▶ **Requirements**
Extract only the first line of the listing and every line after it up to and including the one with "mt-[58px] text-[80px] leading-[80px]". Omit the pictures.
** start Raw data **
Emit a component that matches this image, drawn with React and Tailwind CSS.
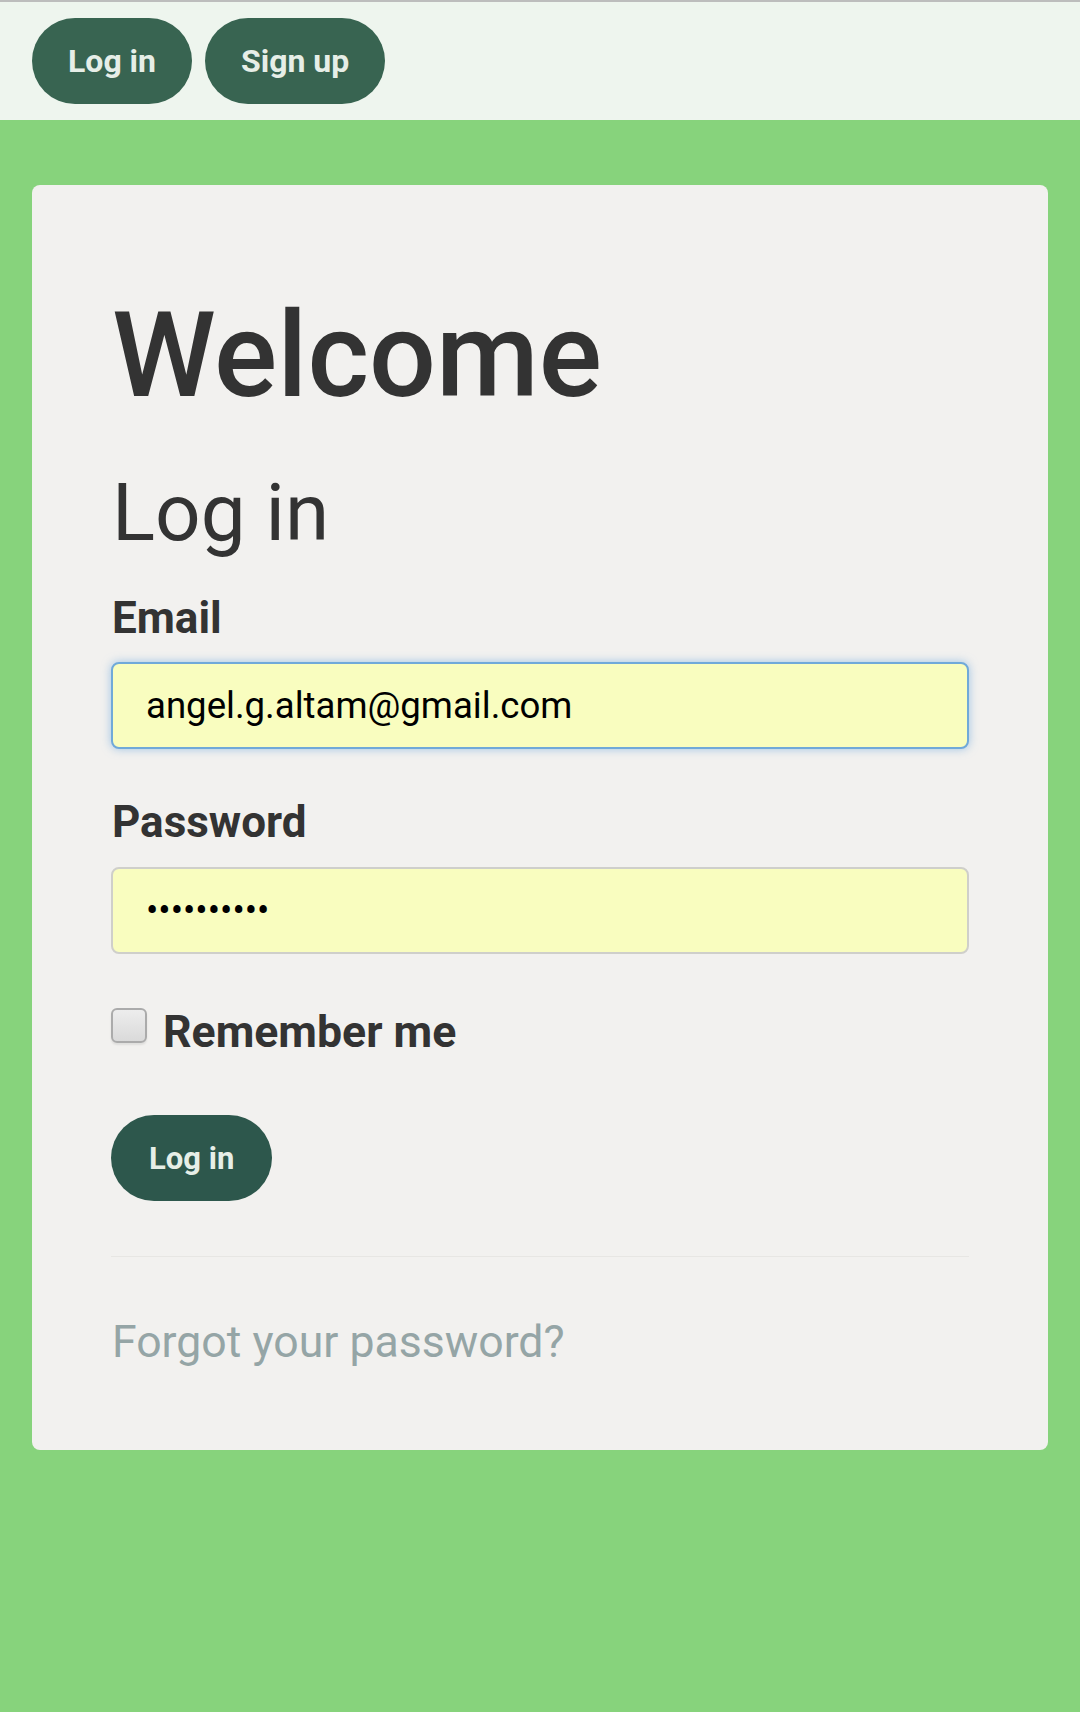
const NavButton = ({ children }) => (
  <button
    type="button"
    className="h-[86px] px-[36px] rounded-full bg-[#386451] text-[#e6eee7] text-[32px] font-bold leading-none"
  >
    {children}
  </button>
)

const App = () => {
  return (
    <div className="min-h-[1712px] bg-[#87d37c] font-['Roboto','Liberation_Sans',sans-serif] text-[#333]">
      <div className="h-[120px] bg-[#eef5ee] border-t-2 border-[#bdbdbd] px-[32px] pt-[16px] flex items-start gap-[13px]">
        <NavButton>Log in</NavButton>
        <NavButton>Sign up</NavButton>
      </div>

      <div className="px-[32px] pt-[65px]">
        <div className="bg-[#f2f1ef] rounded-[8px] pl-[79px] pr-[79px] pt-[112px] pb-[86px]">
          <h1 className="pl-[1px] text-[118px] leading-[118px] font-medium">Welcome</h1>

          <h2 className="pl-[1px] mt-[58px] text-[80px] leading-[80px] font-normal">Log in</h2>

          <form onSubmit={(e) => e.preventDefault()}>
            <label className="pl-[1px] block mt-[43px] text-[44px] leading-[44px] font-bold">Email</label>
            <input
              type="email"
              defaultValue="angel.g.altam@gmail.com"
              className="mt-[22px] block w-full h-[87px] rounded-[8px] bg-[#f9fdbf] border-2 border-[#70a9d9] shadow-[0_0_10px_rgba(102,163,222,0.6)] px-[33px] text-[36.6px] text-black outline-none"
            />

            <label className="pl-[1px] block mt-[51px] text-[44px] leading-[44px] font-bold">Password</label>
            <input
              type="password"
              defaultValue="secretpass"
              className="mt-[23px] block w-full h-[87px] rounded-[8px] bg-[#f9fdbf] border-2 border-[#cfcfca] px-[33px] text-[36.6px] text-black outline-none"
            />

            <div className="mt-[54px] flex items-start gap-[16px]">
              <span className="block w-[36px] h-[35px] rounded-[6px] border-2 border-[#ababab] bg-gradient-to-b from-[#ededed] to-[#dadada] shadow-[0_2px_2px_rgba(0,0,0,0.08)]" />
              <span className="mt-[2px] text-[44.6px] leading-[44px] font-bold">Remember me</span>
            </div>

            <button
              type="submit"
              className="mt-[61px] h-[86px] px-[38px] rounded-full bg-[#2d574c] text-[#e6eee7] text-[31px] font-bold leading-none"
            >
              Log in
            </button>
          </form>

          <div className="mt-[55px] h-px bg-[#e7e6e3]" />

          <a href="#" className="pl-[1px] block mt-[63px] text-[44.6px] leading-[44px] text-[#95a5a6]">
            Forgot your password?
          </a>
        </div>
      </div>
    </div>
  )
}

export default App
** end Raw data **
▶ **Result below**
Emit a component that matches this image, drawn with React and Tailwind CSS.
const NavButton = ({ children }) => (
  <button
    type="button"
    className="h-[86px] px-[36px] rounded-full bg-[#386451] text-[#e6eee7] text-[32px] font-bold leading-none"
  >
    {children}
  </button>
)

const App = () => {
  return (
    <div className="min-h-[1712px] bg-[#87d37c] font-['Roboto','Liberation_Sans',sans-serif] text-[#333]">
      <div className="h-[120px] bg-[#eef5ee] border-t-2 border-[#bdbdbd] px-[32px] pt-[16px] flex items-start gap-[13px]">
        <NavButton>Log in</NavButton>
        <NavButton>Sign up</NavButton>
      </div>

      <div className="px-[32px] pt-[65px]">
        <div className="bg-[#f2f1ef] rounded-[8px] pl-[79px] pr-[79px] pt-[112px] pb-[86px]">
          <h1 className="pl-[1px] text-[118px] leading-[118px] font-medium">Welcome</h1>

          <h2 className="pl-[1px] mt-[58px] text-[80px] leading-[80px] font-normal">Log in</h2>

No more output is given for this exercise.